Rows from a dataset of pages and code
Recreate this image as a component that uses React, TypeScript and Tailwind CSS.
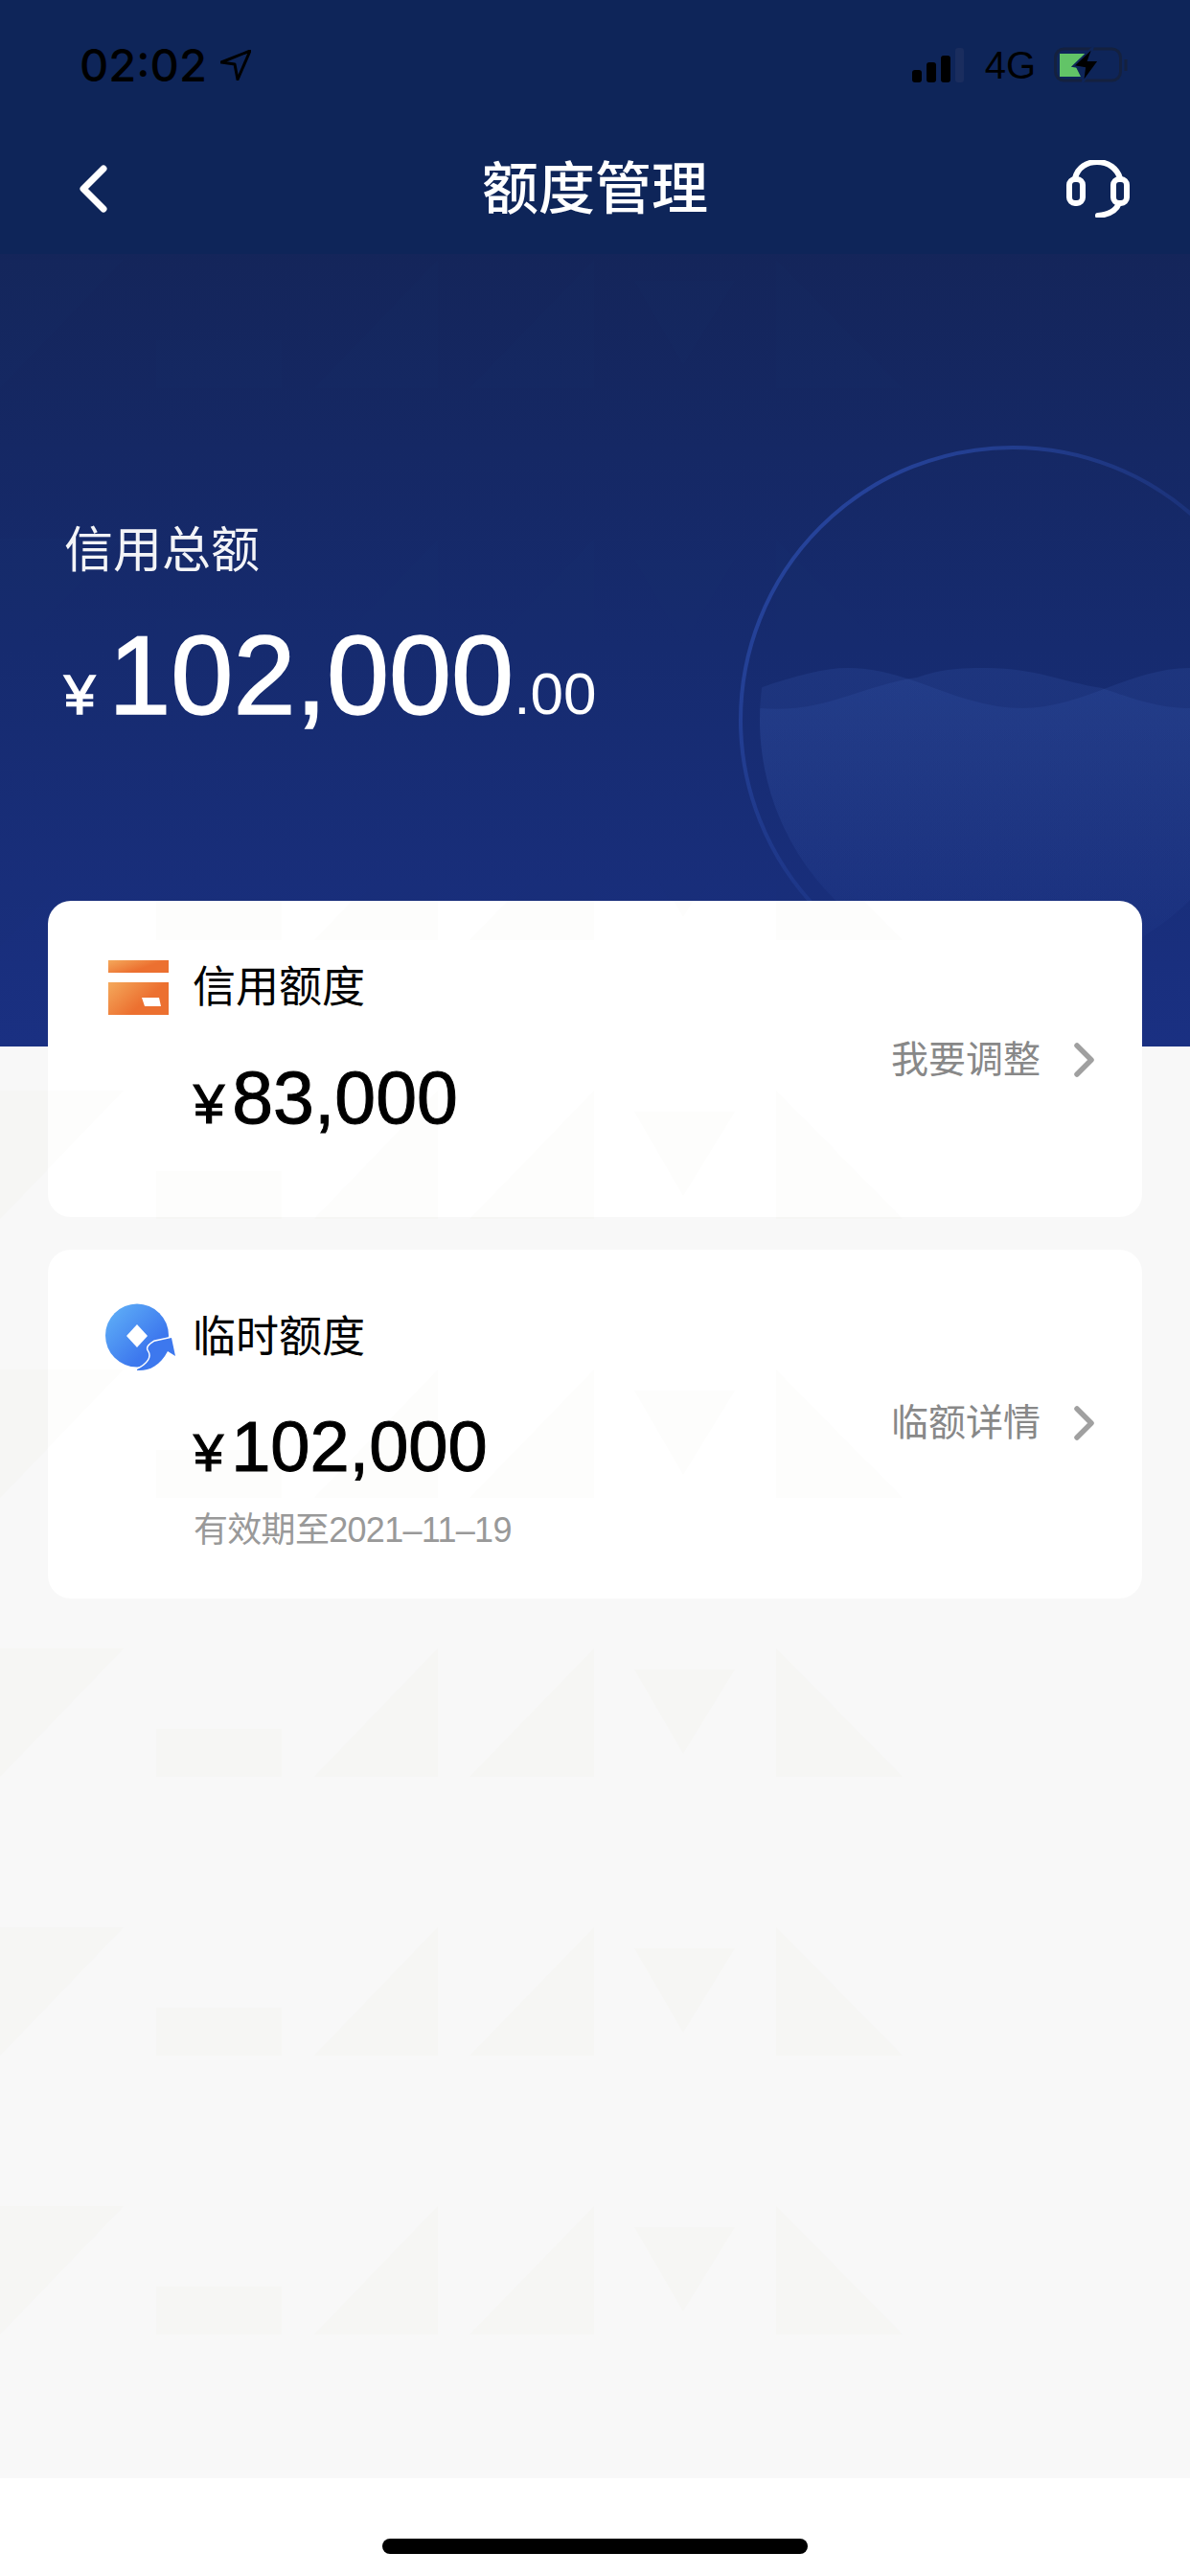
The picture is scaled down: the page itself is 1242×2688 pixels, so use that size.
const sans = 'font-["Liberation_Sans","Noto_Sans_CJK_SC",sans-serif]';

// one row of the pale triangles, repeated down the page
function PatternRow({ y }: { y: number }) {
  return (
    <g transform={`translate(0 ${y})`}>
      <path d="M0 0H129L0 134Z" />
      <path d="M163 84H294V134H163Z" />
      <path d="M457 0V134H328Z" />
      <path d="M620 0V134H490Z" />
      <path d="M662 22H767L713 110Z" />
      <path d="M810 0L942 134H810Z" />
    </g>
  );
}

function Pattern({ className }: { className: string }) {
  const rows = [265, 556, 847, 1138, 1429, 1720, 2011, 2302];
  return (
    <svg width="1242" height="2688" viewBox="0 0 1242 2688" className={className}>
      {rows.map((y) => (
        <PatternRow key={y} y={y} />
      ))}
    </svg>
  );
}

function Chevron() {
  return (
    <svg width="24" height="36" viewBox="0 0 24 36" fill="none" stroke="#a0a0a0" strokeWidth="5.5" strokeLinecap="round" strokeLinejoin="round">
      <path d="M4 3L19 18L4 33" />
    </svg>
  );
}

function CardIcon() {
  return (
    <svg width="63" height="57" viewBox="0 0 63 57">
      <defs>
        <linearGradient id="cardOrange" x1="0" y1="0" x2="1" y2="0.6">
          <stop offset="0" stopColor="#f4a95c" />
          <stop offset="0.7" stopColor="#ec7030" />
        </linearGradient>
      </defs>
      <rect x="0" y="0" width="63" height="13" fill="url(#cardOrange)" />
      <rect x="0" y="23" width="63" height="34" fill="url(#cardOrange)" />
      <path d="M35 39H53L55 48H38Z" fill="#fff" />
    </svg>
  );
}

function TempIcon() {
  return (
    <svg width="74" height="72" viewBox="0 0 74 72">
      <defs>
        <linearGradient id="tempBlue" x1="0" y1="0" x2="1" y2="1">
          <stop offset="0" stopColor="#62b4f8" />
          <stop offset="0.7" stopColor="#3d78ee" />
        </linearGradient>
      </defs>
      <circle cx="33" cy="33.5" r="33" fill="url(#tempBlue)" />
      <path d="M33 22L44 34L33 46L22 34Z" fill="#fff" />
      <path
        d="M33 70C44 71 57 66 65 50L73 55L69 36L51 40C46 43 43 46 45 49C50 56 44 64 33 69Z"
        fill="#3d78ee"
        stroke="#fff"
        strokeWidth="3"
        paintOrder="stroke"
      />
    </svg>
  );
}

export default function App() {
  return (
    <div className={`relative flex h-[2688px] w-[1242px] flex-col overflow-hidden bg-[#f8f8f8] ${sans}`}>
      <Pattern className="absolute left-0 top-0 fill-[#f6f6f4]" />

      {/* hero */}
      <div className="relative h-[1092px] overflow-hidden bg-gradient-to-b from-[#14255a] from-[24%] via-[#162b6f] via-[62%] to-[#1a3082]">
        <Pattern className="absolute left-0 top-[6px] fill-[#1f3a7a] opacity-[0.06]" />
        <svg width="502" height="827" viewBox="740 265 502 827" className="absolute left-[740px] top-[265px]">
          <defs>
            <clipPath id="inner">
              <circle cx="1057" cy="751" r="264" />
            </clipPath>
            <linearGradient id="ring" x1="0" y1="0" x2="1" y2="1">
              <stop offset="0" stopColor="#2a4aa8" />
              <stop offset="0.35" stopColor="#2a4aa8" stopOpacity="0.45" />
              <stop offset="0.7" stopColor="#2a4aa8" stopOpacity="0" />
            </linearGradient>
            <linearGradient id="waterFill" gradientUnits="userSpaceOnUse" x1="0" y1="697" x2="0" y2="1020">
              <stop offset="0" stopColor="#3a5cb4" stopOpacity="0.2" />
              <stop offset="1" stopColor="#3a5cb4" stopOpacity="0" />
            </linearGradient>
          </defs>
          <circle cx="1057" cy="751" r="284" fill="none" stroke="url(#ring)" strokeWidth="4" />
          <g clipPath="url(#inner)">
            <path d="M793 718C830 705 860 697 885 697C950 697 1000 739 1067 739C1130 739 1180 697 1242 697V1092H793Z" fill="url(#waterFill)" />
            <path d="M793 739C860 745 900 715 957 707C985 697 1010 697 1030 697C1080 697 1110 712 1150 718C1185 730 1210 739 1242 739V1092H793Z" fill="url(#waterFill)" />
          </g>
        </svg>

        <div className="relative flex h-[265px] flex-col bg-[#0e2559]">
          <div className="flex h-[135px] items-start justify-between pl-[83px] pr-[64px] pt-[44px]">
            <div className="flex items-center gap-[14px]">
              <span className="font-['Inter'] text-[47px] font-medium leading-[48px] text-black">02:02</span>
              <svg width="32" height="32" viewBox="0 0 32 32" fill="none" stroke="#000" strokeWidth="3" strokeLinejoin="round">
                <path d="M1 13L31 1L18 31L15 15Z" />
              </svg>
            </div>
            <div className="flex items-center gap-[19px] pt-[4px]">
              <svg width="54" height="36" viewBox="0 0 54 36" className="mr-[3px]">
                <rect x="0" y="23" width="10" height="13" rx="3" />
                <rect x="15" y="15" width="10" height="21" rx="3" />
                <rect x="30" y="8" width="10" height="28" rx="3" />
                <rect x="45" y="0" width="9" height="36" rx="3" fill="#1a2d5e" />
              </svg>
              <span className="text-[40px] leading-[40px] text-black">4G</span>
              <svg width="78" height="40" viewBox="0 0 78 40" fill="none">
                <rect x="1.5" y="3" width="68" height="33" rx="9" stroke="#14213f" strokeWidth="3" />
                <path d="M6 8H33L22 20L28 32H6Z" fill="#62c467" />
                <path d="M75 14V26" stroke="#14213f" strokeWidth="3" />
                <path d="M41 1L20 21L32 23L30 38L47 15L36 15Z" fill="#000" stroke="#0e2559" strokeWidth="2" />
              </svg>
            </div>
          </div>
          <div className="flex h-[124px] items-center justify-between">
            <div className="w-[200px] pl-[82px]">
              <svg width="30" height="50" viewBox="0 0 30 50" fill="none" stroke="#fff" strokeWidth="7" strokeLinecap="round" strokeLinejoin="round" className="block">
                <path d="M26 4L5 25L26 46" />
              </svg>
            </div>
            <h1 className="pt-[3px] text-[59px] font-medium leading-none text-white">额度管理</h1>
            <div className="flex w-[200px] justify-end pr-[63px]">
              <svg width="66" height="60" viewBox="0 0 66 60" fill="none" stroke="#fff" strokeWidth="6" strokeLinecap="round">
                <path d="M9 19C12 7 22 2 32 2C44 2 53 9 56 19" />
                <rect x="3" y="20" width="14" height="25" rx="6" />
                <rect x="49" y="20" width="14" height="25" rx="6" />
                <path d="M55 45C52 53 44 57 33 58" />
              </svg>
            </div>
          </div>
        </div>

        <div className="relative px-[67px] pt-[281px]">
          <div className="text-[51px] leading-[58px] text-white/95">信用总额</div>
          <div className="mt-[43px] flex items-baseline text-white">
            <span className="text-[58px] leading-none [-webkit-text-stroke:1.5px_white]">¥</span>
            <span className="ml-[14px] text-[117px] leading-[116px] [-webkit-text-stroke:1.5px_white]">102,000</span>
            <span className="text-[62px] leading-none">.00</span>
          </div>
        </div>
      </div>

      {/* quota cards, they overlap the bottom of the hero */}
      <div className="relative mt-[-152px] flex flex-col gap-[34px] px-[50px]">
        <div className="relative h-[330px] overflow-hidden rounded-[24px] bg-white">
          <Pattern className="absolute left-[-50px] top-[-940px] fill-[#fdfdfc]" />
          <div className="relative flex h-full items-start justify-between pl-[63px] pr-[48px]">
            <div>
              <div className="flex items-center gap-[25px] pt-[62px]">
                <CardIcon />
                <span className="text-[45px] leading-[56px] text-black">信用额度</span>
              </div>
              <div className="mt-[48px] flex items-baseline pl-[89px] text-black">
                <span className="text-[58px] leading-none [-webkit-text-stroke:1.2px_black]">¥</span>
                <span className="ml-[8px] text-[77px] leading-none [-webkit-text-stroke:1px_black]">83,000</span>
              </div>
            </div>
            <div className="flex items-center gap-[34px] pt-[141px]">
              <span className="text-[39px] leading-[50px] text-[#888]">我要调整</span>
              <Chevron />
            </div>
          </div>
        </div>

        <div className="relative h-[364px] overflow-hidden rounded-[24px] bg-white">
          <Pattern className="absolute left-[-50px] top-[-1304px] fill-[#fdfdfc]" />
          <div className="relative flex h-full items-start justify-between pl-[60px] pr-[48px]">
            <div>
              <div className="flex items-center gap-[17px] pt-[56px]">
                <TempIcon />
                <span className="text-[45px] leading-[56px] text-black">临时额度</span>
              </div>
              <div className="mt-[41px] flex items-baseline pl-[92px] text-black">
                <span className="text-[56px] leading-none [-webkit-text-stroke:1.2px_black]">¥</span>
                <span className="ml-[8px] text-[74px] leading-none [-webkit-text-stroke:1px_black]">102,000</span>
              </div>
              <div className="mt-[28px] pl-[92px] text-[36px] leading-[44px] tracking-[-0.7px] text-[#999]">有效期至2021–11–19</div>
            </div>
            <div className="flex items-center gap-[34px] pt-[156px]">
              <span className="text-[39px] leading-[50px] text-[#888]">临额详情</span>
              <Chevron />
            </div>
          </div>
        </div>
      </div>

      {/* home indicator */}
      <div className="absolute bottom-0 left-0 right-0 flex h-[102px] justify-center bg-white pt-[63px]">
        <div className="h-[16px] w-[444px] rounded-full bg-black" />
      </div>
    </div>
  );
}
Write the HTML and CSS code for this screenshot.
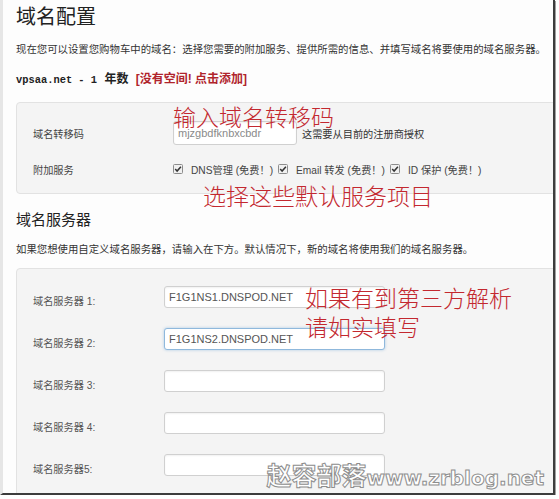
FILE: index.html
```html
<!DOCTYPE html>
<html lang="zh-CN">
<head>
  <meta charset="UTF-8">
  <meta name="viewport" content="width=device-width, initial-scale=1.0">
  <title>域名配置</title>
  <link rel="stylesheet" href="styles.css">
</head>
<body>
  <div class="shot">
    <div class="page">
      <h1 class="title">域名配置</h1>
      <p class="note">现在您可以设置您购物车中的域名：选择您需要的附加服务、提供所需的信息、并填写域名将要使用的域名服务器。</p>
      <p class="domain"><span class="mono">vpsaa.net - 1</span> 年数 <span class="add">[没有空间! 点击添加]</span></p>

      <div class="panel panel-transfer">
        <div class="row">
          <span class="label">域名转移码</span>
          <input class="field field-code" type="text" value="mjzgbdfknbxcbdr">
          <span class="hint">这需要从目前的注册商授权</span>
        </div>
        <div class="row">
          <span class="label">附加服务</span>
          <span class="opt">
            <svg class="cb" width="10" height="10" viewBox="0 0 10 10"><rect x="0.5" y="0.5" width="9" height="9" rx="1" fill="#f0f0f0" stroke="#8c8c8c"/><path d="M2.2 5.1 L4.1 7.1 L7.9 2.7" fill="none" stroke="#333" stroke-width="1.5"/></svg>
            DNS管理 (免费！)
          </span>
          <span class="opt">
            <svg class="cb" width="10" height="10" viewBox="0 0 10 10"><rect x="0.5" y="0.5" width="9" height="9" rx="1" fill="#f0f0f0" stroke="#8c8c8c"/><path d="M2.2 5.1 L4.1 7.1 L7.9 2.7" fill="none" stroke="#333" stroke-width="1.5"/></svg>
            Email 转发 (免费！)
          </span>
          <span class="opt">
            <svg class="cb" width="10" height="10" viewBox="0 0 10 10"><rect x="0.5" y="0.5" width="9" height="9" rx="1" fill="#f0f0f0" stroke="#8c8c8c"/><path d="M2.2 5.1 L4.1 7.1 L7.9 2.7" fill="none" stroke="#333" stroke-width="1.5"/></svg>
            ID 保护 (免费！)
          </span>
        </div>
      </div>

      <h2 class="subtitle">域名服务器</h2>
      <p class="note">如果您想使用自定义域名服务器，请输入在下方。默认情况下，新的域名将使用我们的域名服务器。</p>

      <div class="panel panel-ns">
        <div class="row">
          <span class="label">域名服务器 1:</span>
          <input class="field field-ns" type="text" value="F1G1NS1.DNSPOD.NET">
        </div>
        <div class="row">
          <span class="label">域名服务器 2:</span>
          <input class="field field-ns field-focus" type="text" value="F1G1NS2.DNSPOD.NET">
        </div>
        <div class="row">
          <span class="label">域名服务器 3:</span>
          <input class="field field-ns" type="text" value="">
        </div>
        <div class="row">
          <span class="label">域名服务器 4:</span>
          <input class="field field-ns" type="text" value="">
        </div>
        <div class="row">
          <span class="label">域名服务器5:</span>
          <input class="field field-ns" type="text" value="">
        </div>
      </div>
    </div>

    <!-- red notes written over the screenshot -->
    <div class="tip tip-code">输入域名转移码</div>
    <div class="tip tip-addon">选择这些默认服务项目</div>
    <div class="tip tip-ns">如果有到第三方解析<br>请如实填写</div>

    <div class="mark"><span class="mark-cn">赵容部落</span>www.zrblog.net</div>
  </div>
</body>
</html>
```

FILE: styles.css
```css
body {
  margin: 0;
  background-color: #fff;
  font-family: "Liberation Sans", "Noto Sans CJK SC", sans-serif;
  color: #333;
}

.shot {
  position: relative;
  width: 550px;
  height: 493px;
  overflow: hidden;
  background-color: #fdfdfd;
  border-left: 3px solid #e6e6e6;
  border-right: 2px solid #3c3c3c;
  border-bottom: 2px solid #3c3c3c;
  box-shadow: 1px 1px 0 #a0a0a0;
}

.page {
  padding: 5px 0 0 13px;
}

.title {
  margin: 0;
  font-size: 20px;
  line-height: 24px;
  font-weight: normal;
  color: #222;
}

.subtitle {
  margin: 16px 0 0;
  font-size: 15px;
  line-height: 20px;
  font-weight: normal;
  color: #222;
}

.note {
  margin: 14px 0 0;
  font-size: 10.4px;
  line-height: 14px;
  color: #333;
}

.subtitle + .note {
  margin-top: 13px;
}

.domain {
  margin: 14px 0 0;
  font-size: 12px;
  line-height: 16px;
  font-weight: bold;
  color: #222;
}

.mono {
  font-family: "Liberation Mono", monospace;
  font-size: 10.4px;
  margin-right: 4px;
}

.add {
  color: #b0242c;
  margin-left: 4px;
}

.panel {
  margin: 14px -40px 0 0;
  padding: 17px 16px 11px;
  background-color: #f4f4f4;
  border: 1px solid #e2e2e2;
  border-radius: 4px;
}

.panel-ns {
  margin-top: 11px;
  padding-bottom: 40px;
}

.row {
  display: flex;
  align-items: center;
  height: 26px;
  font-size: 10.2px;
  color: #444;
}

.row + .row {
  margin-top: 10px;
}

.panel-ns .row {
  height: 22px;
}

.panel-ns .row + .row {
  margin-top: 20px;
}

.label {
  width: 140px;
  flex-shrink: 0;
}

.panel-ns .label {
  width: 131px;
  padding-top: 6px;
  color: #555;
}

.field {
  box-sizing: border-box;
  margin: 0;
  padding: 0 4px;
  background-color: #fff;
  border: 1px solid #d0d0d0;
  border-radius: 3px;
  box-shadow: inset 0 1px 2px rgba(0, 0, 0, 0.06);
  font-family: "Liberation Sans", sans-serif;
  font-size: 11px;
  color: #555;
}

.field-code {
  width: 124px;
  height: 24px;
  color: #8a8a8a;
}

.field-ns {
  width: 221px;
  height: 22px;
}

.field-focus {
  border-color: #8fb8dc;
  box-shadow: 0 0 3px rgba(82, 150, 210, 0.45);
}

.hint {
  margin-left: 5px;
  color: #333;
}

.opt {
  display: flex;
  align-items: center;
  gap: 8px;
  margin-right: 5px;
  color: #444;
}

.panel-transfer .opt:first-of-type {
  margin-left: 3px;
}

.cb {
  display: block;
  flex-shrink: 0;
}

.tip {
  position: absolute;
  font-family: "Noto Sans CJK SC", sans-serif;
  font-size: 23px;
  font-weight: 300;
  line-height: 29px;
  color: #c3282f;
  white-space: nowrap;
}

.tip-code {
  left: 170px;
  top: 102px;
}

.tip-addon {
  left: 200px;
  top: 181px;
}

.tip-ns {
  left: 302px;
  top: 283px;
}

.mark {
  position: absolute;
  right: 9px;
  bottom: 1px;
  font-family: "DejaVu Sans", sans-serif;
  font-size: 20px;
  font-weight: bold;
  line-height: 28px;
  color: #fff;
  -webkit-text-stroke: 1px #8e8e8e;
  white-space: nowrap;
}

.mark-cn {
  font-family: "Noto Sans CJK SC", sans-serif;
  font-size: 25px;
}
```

AIM. Locate all lines that include the word "this" and copy them out.

FULL OUTPUT.
Recreate this image as a component that uses React, TypeScript and Tailwind CSS.
Write the HTML and CSS code for this screenshot.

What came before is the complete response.